I'm not sure 'inept' makes much sense anymore. I don't think these agencies are trying to 'ept' or 'inept', I think they're trying to preserve their authority. And what better way to preserve authority than to be The One That Decides. Who cares what the Decision is, as long as they have exclusive authority to make said Decision.
Or in this case to keep on not making the decisions.
Shutting down a search and rescue team? Really? They must not have been looking for anyone "important."
If people run their own search and rescue, what's in it for the government?
Exactly.
Drone Gap!
Which brave politico will take up the cudgel and address this major issue of our time?
Jooo-ist? Is this some Zionist plot?
At least in Germany the drones run on time.
I hope people realize that when the FAA classifies drones as "commercial air traffic", you lose any right to interfere with them or ability to take legal steps against them. Whatever the FAA considers "navigable airspace" over your private property is fair game for any commercial drone operator. As past problems involving helicopters have shown, you have no legal recourse, no matter how disruptive and noisy they get. The courts say "it's commercial airspace, the FAA regulates it" and the FAA says that they don't have the authority to limit use of navigable airspace in any way.
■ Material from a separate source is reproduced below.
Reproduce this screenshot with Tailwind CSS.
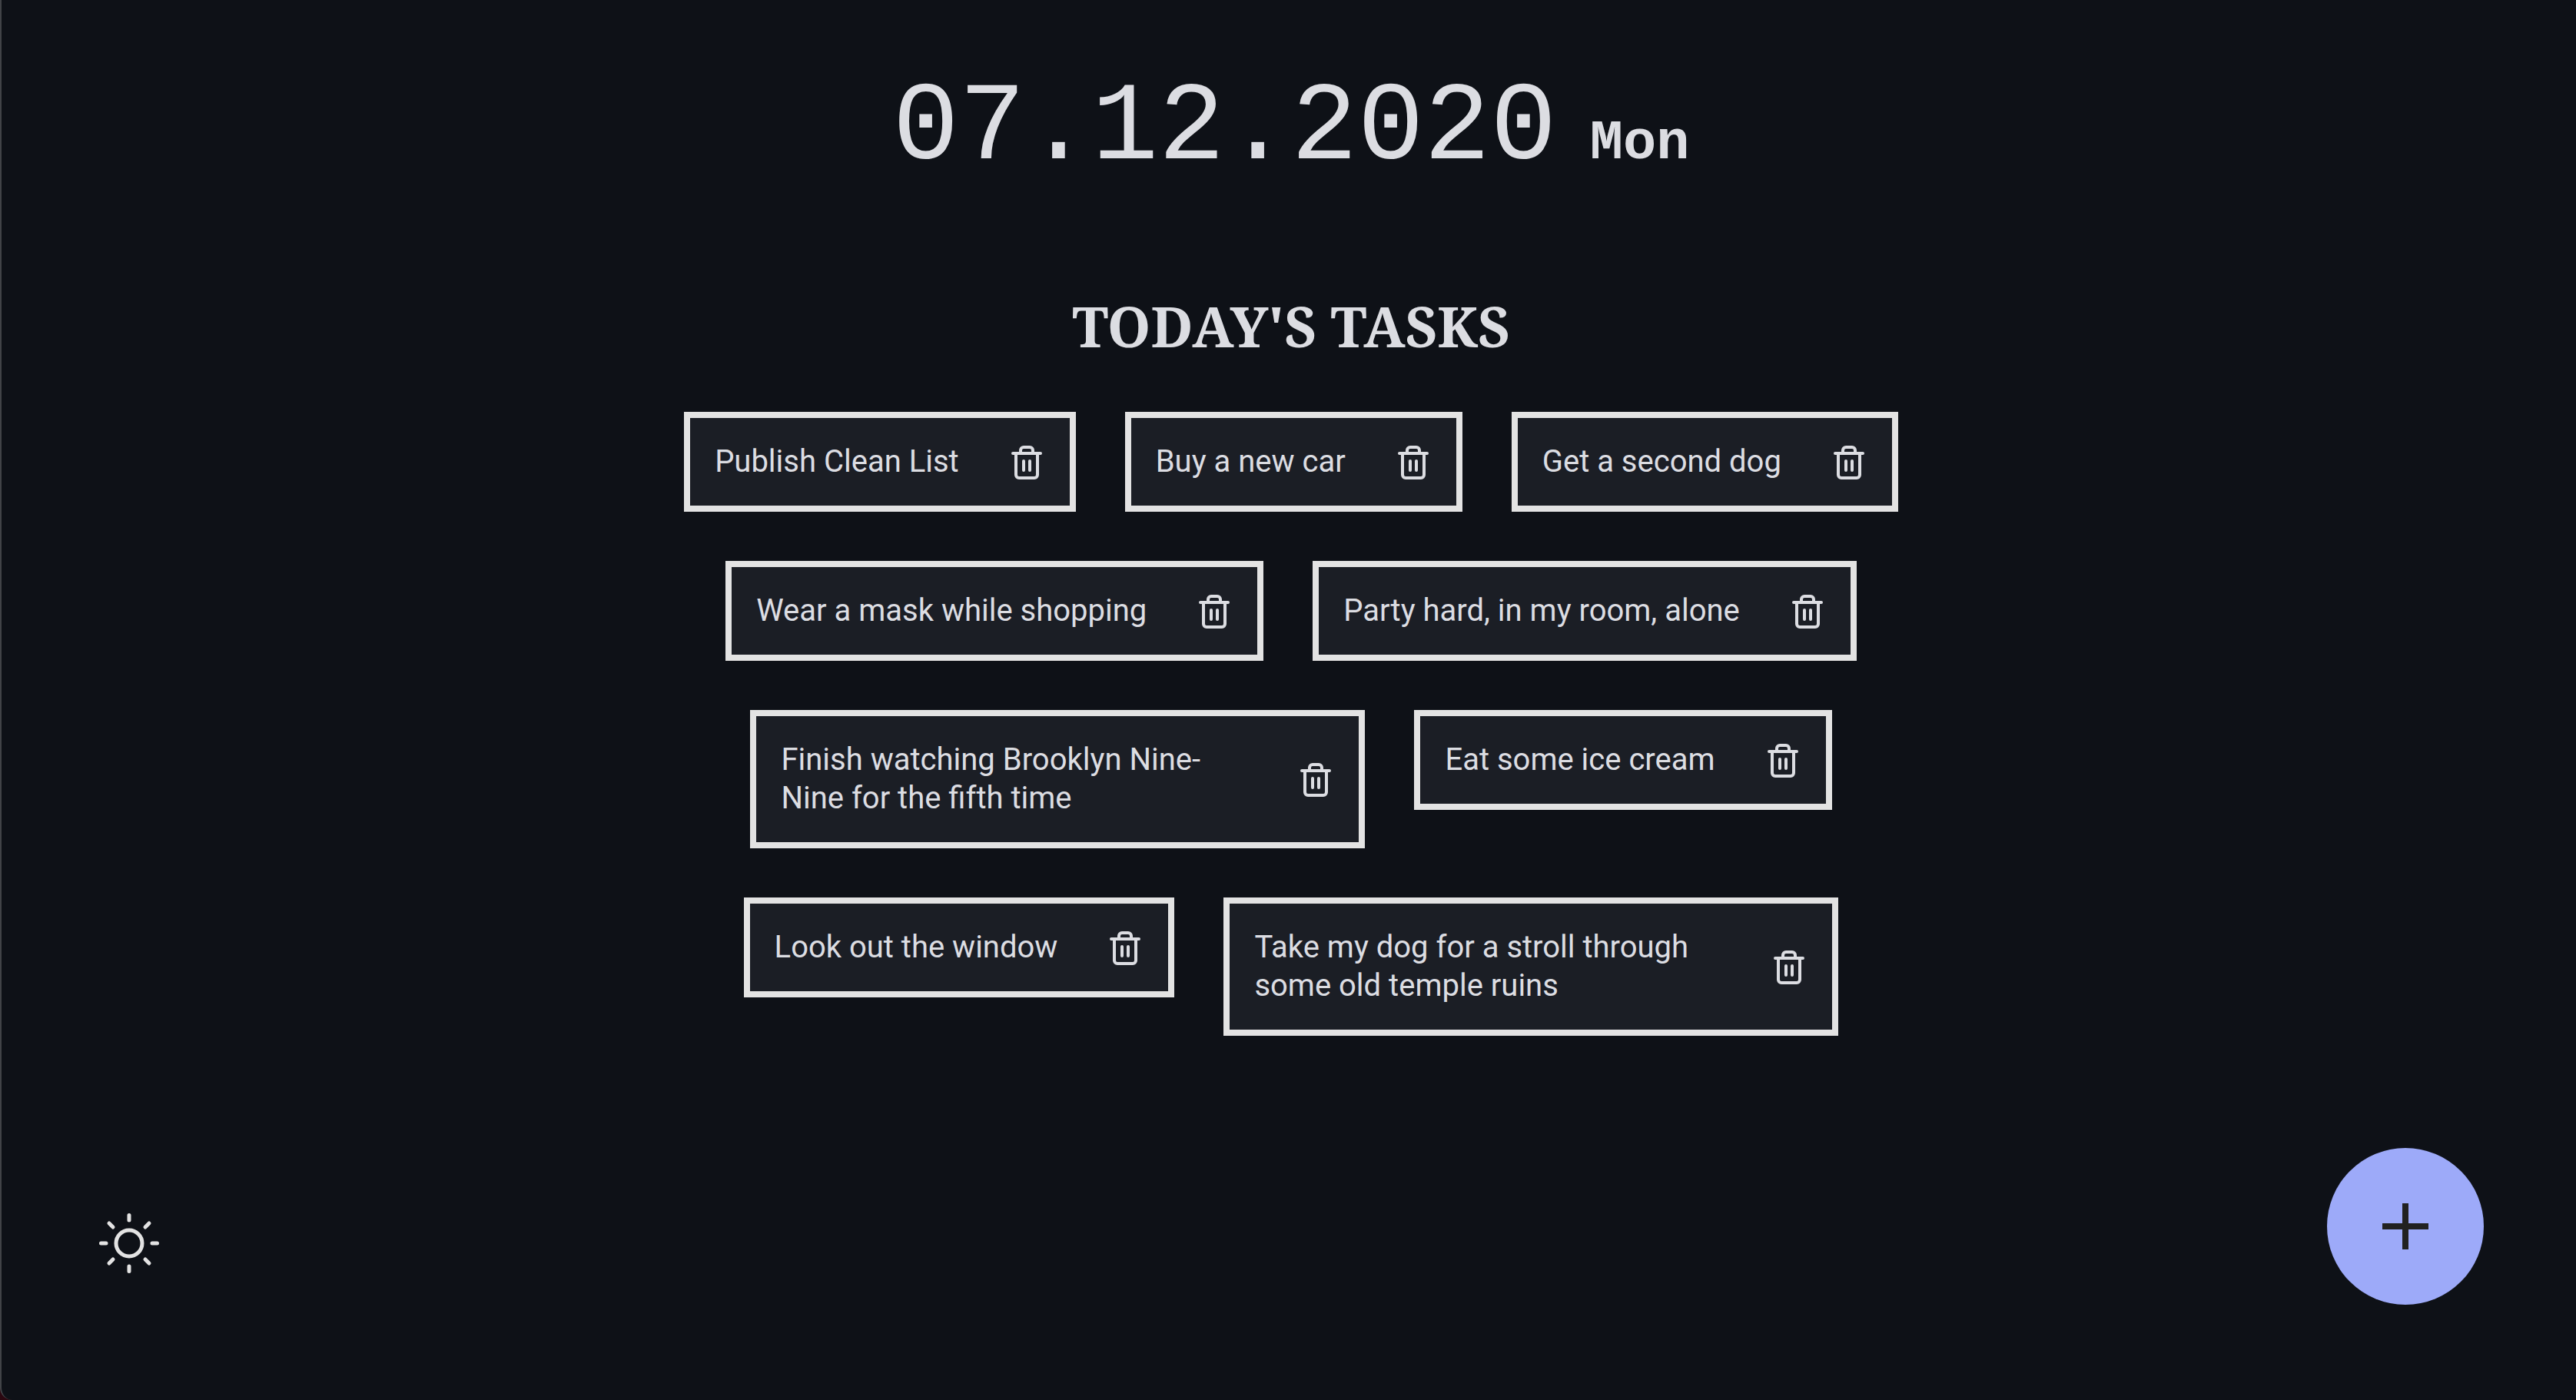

You can't even build fences or nets to keep them out, that's a violation of law.
The source of the problem is the vague and poorly written language establishing the authority of the FAA in the first place. It doesn't place any well-defined boundary between private property and public airspace, and it doesn't really allow the FAA to limit the use of public airspace beyond safety concerns. Until the laws establishing the FAA get fixed to achieve a reasonable balance between property rights and public airspace, instead of the ill defined mess we have now, it's unclear that allowing commercial drone use is a good idea.